## OBJECTIVE
Don't include pictures. Quote the lines below from the first through the line that contains "</StyledSideBar>".

****

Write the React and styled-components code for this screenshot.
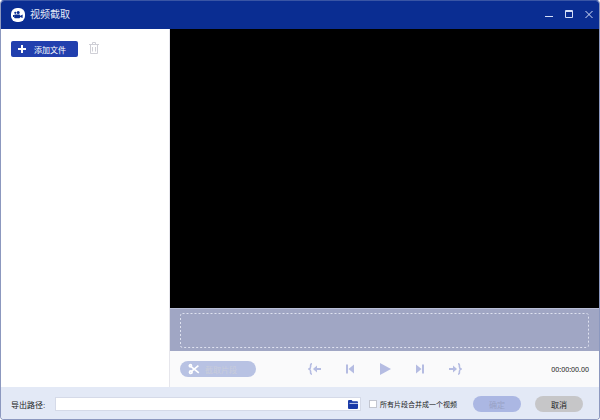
import React, { useState } from "react";
import styled, { createGlobalStyle } from "styled-components";

const App = () => {
const [path, setPath] = useState("");
const [merge, setMerge] = useState(false);

  return (
    <StyledWindow>
      <GlobalStyle />
      <StyledTitleBar>
        <CameraLogo />
        <h1>视频截取</h1>
        <StyledWindowButton aria-label="最小化">
          <svg width="10" height="10"><path d="M1 6.5h8" /></svg>
        </StyledWindowButton>
        <StyledWindowButton aria-label="最大化">
          <svg width="10" height="10"><path d="M1.5 .5h7v7h-7zM1 1.5h8" /></svg>
        </StyledWindowButton>
        <StyledWindowButton aria-label="关闭">
          <svg width="10" height="10"><path d="M1.5 1l7 7M8.5 1l-7 7" /></svg>
        </StyledWindowButton>
      </StyledTitleBar>

      <StyledMain>
        <StyledSideBar>
          <StyledAddButton>
            <svg width="8" height="8"><path d="M4 0v8M0 4h8" stroke="#fff" strokeWidth="2" /></svg>
            添加文件
          </StyledAddButton>
          <StyledIconButton aria-label="删除">
            <TrashIcon />
          </StyledIconButton>
        </StyledSideBar>

        <StyledEditor>
          <StyledVideo />
          <StyledTimeline>
            {/* svg rect keeps the dashes short and even */}
            <svg width="100%" height="100%">
              <rect x="0.5" y="0.5" width="100%" height="100%" rx="2" />
            </svg>
          </StyledTimeline>
          <StyledControls>
            <StyledClipButton disabled>
              <ScissorsIcon />
              截取片段
            </StyledClipButton>
            <StyledPlayer>
              <StyledIconButton aria-label="设为起点"><MarkIcon /></StyledIconButton>
              <StyledIconButton aria-label="上一帧"><StepIcon /></StyledIconButton>
              <StyledIconButton aria-label="播放">
                <svg width="14" height="14"><path d="M2 1l11 6-11 6z" fill="#b5bce2" /></svg>
              </StyledIconButton>
              <StyledIconButton aria-label="下一帧"><StepIcon flip /></StyledIconButton>
              <StyledIconButton aria-label="设为终点"><MarkIcon flip /></StyledIconButton>
            </StyledPlayer>
            <StyledTime>00:00:00.00</StyledTime>
          </StyledControls>
        </StyledEditor>
      </StyledMain>

      <StyledFooter>
        <label htmlFor="path">导出路径:</label>
        <StyledPathField>
          <input id="path" type="text" value={path} onChange={(e) => setPath(e.target.value)} />
          <StyledIconButton aria-label="选择文件夹">
            <FolderIcon />
          </StyledIconButton>
        </StyledPathField>
        <StyledCheck>
          <input type="checkbox" checked={merge} onChange={() => setMerge(!merge)} />
          所有片段合并成一个视频
        </StyledCheck>
        <StyledFooterButton $primary disabled>确定</StyledFooterButton>
        <StyledFooterButton>取消</StyledFooterButton>
      </StyledFooter>
    </StyledWindow>
  );
};

const CameraLogo = () => (
  <svg width="14" height="14" viewBox="0 0 14 14">
    <rect width="14" height="14" rx="6" fill="#fff" />
    <g fill="#0a2d92">
      <circle cx="4.3" cy="4.8" r="1.1" />
      <circle cx="7.2" cy="4.4" r="1.5" />
      <rect x="3.2" y="6.4" width="5.8" height="3.8" rx=".8" />
      <path d="M9 8l2.6-1.4v3.4L9 9z" />
      <path d="M2 7h1v2H2z" />
    </g>
  </svg>
);

const TrashIcon = () => (
  <svg width="10" height="12" viewBox="0 0 10 12" fill="none" stroke="#cfcfd6">
    <path d="M0 2.5h10M3.5 2V.5h3V2M1.5 3v8.5h7V3M3.5 5v4.5M6.5 5v4.5" />
  </svg>
);

const ScissorsIcon = () => (
  <svg width="12" height="12" viewBox="0 0 12 12" fill="none" stroke="#fff" strokeWidth="1.7">
    <circle cx="2.4" cy="2.8" r="1.1" />
    <circle cx="2.8" cy="9.2" r="1.3" />
    <path d="M3.4 3.8l7.4 6M3.8 8.2l6.6-5.6" />
  </svg>
);

const MarkIcon = ({ flip }) => (
  <svg width="14" height="14" viewBox="0 0 14 14" fill="none" stroke="#b5bce2" strokeWidth="1.6">
    <g transform={flip ? "matrix(-1 0 0 1 14 0)" : undefined}>
      <path d="M4 1.8C2.4 1.8 2.6 3 2.6 4.5S2.2 6.6 1 7c1.2.4 1.6 1 1.6 2.5S2.4 12.2 4 12.2" />
      <path d="M13 7H6" strokeWidth="2" />
      <path d="M9 3.6v6.8L5 7z" fill="#b5bce2" stroke="none" />
    </g>
  </svg>
);

const StepIcon = ({ flip }) => (
  <svg width="14" height="14" viewBox="0 0 14 14" fill="#b5bce2">
    <g transform={flip ? "matrix(-1 0 0 1 14 0)" : undefined}>
      <path d="M3 2.5h2v9H3zM11 2.5v9L5.5 7z" />
    </g>
  </svg>
);

const FolderIcon = () => (
  <svg width="10" height="9" viewBox="0 0 10 9">
    <path d="M0 1.2Q0 0 1 0h2.6l1 1.2H9q1 0 1 1V8q0 1-1 1H1Q0 9 0 8z" fill="#1b3ba8" />
    <path d="M1.5 3.4H10" stroke="#dfe5f7" strokeWidth=".9" />
  </svg>
);

const GlobalStyle = createGlobalStyle`
* {
  box-sizing:border-box;
}
body{
  margin:0;
  font-family:"Liberation Sans", "Noto Sans CJK SC", sans-serif;
  font-size:8px;
  color:#222;
}
button, input{
  font:inherit;
  margin:0;
  padding:0;
}
button{
  border:none;
  background:none;
}
svg{
  display:block;
  flex:none;
}
`

const StyledWindow = styled.div`
display:flex;
flex-direction:column;
min-height:100vh;
border:1px solid #8c98bf;
border-top-color:#3955a5;
border-radius:4px;
overflow:hidden;
`

const StyledTitleBar = styled.header`
display:flex;
align-items:center;
height:28px;
padding:0 0 0 10px;
background:#0a2d92;
h1{
  flex:1;
  margin:0 0 0 5px;
  font-size:10px;
  font-weight:400;
  line-height:12px;
  color:#e6ebf8;
}
`

const StyledWindowButton = styled.button`
display:flex;
align-items:center;
justify-content:center;
width:20px;
height:20px;
svg{
  fill:none;
  stroke:#d5def7;
}
`

const StyledMain = styled.main`
display:flex;
flex:1;
`

const StyledSideBar = styled.aside`
display:flex;
align-items:flex-start;
gap:11px;
width:168px;
padding:12px 10px;
background:#fff;
`

const StyledAddButton = styled.button`
display:flex;
align-items:center;
gap:8px;
width:67px;
height:16px;
padding-left:7px;
border-radius:2px;
background:#213fae;
color:#fff;
`

const StyledIconButton = styled.button`
display:flex;
align-items:center;
justify-content:center;
min-height:14px;
`

const StyledEditor = styled.section`
display:flex;
flex-direction:column;
flex:1;
border-left:1px solid #e6e6ec;
background:#fafafb;
`

const StyledVideo = styled.div`
flex:1;
background:#000;
`

const StyledTimeline = styled.div`
height:43px;
padding:4px 11px 4px 10px;
border-top:1px solid #b9bfd8;
background:#a0a6c4;
svg{
  overflow:visible;
}
rect{
  fill:none;
  stroke:#dfe2f0;
  stroke-dasharray:2 2;
}
`

const StyledControls = styled.div`
display:grid;
grid-template-columns:1fr auto 1fr;
align-items:center;
height:36px;
padding:0 10px;
`

const StyledClipButton = styled.button`
display:flex;
align-items:center;
gap:5px;
width:76px;
height:16px;
padding-left:8px;
border-radius:8px;
background:#b8c2e3;
color:#c8ccda;
`

const StyledPlayer = styled.div`
display:flex;
align-items:center;
gap:21px;
`

const StyledTime = styled.time`
justify-self:end;
font-family:"Noto Sans", sans-serif;
font-size:7px;
`

const StyledFooter = styled.footer`
display:flex;
align-items:center;
height:32px;
padding:2px 16px 0 10px;
background:#e3e9f6;
`

const StyledPathField = styled.div`
display:flex;
flex:1;
align-items:center;
height:14px;
margin:0 8px 0 10px;
padding-right:2px;
border:1px solid #d5dae8;
background:#fff;
input{
  flex:1;
  min-width:0;
  border:none;
  outline:none;
  background:none;
}
`

const StyledCheck = styled.label`
display:flex;
align-items:center;
gap:3px;
margin-right:2px;
font-size:7px;
input{
  appearance:none;
  width:8px;
  height:8px;
  border:1px solid #c3c6d0;
  background:#fff;
}
input:checked{
  background:#213fae;
}
`

const StyledFooterButton = styled.button`
width:48px;
height:16px;
margin-left:14px;
border-radius:8px;
background:${(props) => (props.$primary ? "#abb7e3" : "#c6c6c8")};
color:${(props) => (props.$primary ? "#98a2c6" : "#222")};
`

export default App;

****

## OUTPUT BELOW
Write the React and styled-components code for this screenshot.
import React, { useState } from "react";
import styled, { createGlobalStyle } from "styled-components";

const App = () => {
const [path, setPath] = useState("");
const [merge, setMerge] = useState(false);

  return (
    <StyledWindow>
      <GlobalStyle />
      <StyledTitleBar>
        <CameraLogo />
        <h1>视频截取</h1>
        <StyledWindowButton aria-label="最小化">
          <svg width="10" height="10"><path d="M1 6.5h8" /></svg>
        </StyledWindowButton>
        <StyledWindowButton aria-label="最大化">
          <svg width="10" height="10"><path d="M1.5 .5h7v7h-7zM1 1.5h8" /></svg>
        </StyledWindowButton>
        <StyledWindowButton aria-label="关闭">
          <svg width="10" height="10"><path d="M1.5 1l7 7M8.5 1l-7 7" /></svg>
        </StyledWindowButton>
      </StyledTitleBar>

      <StyledMain>
        <StyledSideBar>
          <StyledAddButton>
            <svg width="8" height="8"><path d="M4 0v8M0 4h8" stroke="#fff" strokeWidth="2" /></svg>
            添加文件
          </StyledAddButton>
          <StyledIconButton aria-label="删除">
            <TrashIcon />
          </StyledIconButton>
        </StyledSideBar>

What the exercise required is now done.